Je repense à Ousmane, militant pragmatique aux opinions tranchées comme ses questions. « Mais qu’est ce que le racisme ordinaire ? », « et pourquoi on perd le temps avec ça ? », « que France Télévisions agisse pour la diversité, en ouvrant son antenne, en colorant le P.A.F, ce sera plus utile non ? », « Une fois qu’on s’est plaint, on fait quoi après ? ». Ousmane renchérit, « la parole raciste a été libérée soi-disant sous la droite, sous Sarko », « libérée de quoi ? de qui ? », « et aujourd’hui on propose aux victimes de racisme soi-disant ordinaire de libérer leur parole », « on parle trop en France, à quand les actes ? Si France Télévisions veut vraiment lutter contre les discriminations, que l’ensemble de la chaîne- et pas seulement France O-, commence à ressembler à notre pays. » Je souris à la gouaille de ce jeune homme rencontré lors d’une manif du CSP 59 (Collectif des Sans Papiers).
Et je ne peux m’empêcher de penser que l’urgence est en effet, peut-être ailleurs. Dans la lutte contre les discriminations, dans le combat permanent contre ceux qui nient la richesse de l’altérité et du brassage culturel, se repliant sur eux-mêmes et sur l’idée – pure construction politique – d’un monde monochrome qui tend à disparaître,
si ce n’est déjà le cas. L’urgence, la nécessité sont peut-être aussi du côté de l’exemplarité. Pour lutter contre le racisme et les préjugés, il faut montrer, donner à lire, à voir, à entendre, la diversité à l’œuvre. Et le service public doit être irréprochable en ce sens. Nous ne voulons pas, nous ne voulons plus de symboles, nous ne voulons pas, nous ne voulons plus que ce soit extraordinaire de voir un Roselmack au 20h, une Dati ou une Taubira au gouvernement, nous voulons que ces nominations deviennent… ordinaires justement.
Ordinaires, les propos racistes qui fissurent l’âme?
Ordinaire, comme le racisme dénoncé par France Télévisions.
Racisme : idéologie fondée sur la croyance qu’il existe une hiérarchie entre les groupes humains, les « races » ; comportement inspiré par cette idéologie, attitude d’hostilité systématique à l’égard d’une catégorie déterminée de personnes.
C’est la définition du Larousse…
En voici une autre, offerte en partage : Le racisme est un cri primal, un attentat à l’humanité d’un autre, un refus de la différence, un non-sens, une « brûlure et une blessure à vif » pour reprendre les mots de Madame Taubira, ministre de la justice elle-même victime de paroles racistes extraordinaires (?)
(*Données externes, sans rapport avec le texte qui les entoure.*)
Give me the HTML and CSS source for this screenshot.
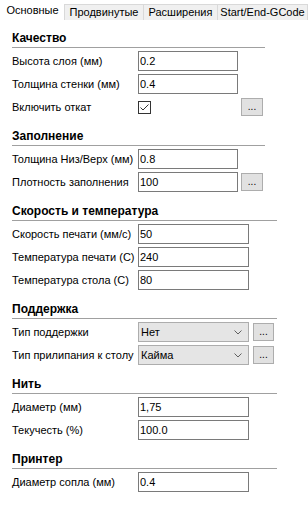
FILE: index.html
```html
<!DOCTYPE html>
<html lang="ru">
<head>
    <meta charset="UTF-8">
    <meta name="viewport" content="width=device-width, initial-scale=1.0">
    <title>Основные</title>
    <link rel="stylesheet" href="styles.css">
</head>
<body>
    <div class="tabs">
        <div class="tab tab-active">Основные</div>
        <div class="tab tab-2">Продвинутые</div>
        <div class="tab tab-3">Расширения</div>
        <div class="tab tab-4">Start/End-GCode</div>
    </div>

    <div class="panel">
        <div class="group">
            <h3 class="group-title">Качество</h3>
            <div class="row">
                <span class="row-label">Высота слоя (мм)</span>
                <input class="field" type="text" value="0.2">
            </div>
            <div class="row">
                <span class="row-label">Толщина стенки (мм)</span>
                <input class="field" type="text" value="0.4">
            </div>
            <div class="row">
                <span class="row-label">Включить откат</span>
                <div class="field-slot">
                    <span class="check">
                        <svg width="11" height="11" viewBox="0 0 11 11"><polyline points="1.5,5.5 4,8 9.5,2.5" fill="none" stroke="#333" stroke-width="1"/></svg>
                    </span>
                </div>
                <button class="more" type="button">...</button>
            </div>
        </div>

        <div class="group">
            <h3 class="group-title">Заполнение</h3>
            <div class="row">
                <span class="row-label">Толщина Низ/Верх (мм)</span>
                <input class="field" type="text" value="0.8">
            </div>
            <div class="row">
                <span class="row-label">Плотность заполнения</span>
                <input class="field" type="text" value="100">
                <button class="more" type="button">...</button>
            </div>
        </div>

        <div class="group group-wide">
            <h3 class="group-title">Скорость и температура</h3>
            <div class="row">
                <span class="row-label">Скорость печати (мм/с)</span>
                <input class="field field-wide" type="text" value="50">
            </div>
            <div class="row">
                <span class="row-label">Температура печати (С)</span>
                <input class="field field-wide" type="text" value="240">
            </div>
            <div class="row">
                <span class="row-label">Температура стола (С)</span>
                <input class="field field-wide" type="text" value="80">
            </div>
        </div>

        <div class="group group-wide">
            <h3 class="group-title">Поддержка</h3>
            <div class="row">
                <span class="row-label">Тип поддержки</span>
                <div class="combo">
                    <span class="combo-text">Нет</span>
                    <svg class="combo-arrow" width="8" height="5" viewBox="0 0 8 5"><polyline points="0.5,0.5 4,4 7.5,0.5" fill="none" stroke="#606060" stroke-width="1"/></svg>
                </div>
                <button class="more more-wide" type="button">...</button>
            </div>
            <div class="row">
                <span class="row-label">Тип прилипания к столу</span>
                <div class="combo">
                    <span class="combo-text">Кайма</span>
                    <svg class="combo-arrow" width="8" height="5" viewBox="0 0 8 5"><polyline points="0.5,0.5 4,4 7.5,0.5" fill="none" stroke="#606060" stroke-width="1"/></svg>
                </div>
                <button class="more more-wide" type="button">...</button>
            </div>
        </div>

        <div class="group group-wide">
            <h3 class="group-title">Нить</h3>
            <div class="row">
                <span class="row-label">Диаметр (мм)</span>
                <input class="field field-wide" type="text" value="1,75">
            </div>
            <div class="row">
                <span class="row-label">Текучесть (%)</span>
                <input class="field field-wide" type="text" value="100.0">
            </div>
        </div>

        <div class="group group-wide">
            <h3 class="group-title">Принтер</h3>
            <div class="row">
                <span class="row-label">Диаметр сопла (мм)</span>
                <input class="field field-wide" type="text" value="0.4">
            </div>
        </div>
    </div>
</body>
</html>
```

FILE: styles.css
```css
body {
    margin: 0;
    width: 308px;
    height: 515px;
    overflow: hidden;
    background: #fff;
    color: #000;
    font-family: "Liberation Sans", Arial, sans-serif;
    font-size: 11px;
}

/* tabs */
.tabs {
    display: flex;
    align-items: flex-end;
    height: 20px;
}
.tab {
    box-sizing: border-box;
    height: 16px;
    padding-top: 1px;
    background: #f0f0f0;
    border: 1px solid #d9d9d9;
    border-bottom: none;
    border-right: none;
    font-size: 11px;
    line-height: 12px;
    text-align: center;
    white-space: nowrap;
    overflow: hidden;
}
.tab-active {
    width: 64px;
    height: 18px;
    background: #fff;
    border-color: transparent;
}
.tab-2 { width: 79px; }
.tab-3 { width: 74px; }
.tab-4 {
    flex: 1;
    border-right: 1px solid #d9d9d9;
}

/* groups */
.panel {
    padding-left: 12px;
}
.group {
    display: flex;
    flex-direction: column;
    gap: 3px;
    width: 253px;
    margin-top: 12px;
}
.group:first-child {
    margin-top: 11px;
}
.group-wide {
    width: 265px;
}
.group-title {
    margin: 0;
    padding-bottom: 2px;
    border-bottom: 1px solid #a0a0a0;
    font-size: 12px;
    font-weight: bold;
    line-height: 14px;
}

.row {
    display: flex;
    align-items: center;
    height: 20px;
}
.row-label {
    flex: none;
    width: 126px;
    white-space: nowrap;
}
.field {
    box-sizing: border-box;
    width: 100px;
    height: 20px;
    margin: 0;
    padding: 0 1px;
    border: 1px solid #7a7a7a;
    border-radius: 0;
    background: #fff;
    color: #000;
    font: inherit;
    outline: none;
}
.field-wide {
    width: 111px;
}
.field-slot {
    width: 100px;
    height: 20px;
    display: flex;
    align-items: center;
}
.check {
    box-sizing: border-box;
    width: 13px;
    height: 13px;
    border: 1px solid #333;
    background: #fff;
    display: flex;
}

.more {
    box-sizing: border-box;
    width: 22px;
    height: 18px;
    margin: 0 0 0 3px;
    padding: 0;
    background: #e1e1e1;
    border: 1px solid #adadad;
    border-radius: 0;
    color: #000;
    font: inherit;
    font-size: 10px;
    line-height: 14px;
}
.more-wide {
    width: 21px;
    margin-left: 4px;
}

.combo {
    box-sizing: border-box;
    display: flex;
    align-items: center;
    justify-content: space-between;
    width: 111px;
    height: 20px;
    padding: 0 6px 0 2px;
    background: #e5e5e5;
    border: 1px solid #adadad;
}
```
Le racisme est aussi, en théorie du moins, un délit puni par la loi.
Donc parler de « racisme ordinaire », n’est-ce pas atténuer la portée de propos qui ouvrent et fissurent l’âme de celles et ceux qui les reçoivent, on peut se poser la question.
Oui, car le temps n’est pas à l’ordinaire.
Il peut y avoir des maladresses, de l’ignorance, de la condescendance – par ignorance -, est ce condamnable ? Si oui, comment le condamner ?
Les paroles sur le racisme et l’exclusion envahissent l’espace public, auteurs et victimes (se) parlent par vitrines interposées. Un dialogue est-il ouvert ?
Non. Car la parole est relation, d’abord. La parole est relation, surtout. Et la relation invite à la rencontre.
Au partage.
Au mélange.
À la coïncidence.
Des différences.
Et il n’y a pas de relation, donc pas de rencontre possible, entre auteurs et victimes de racisme. « Nous n’avons ni le droit de laisser faire, ni celui de pas essayer de comprendre », pour reprendre encore les mots de la ministre de la justice française. « Nous avons le devoir de nous rassembler, autour d’une France multiculturelle de fait » rajoute encore Ousmane.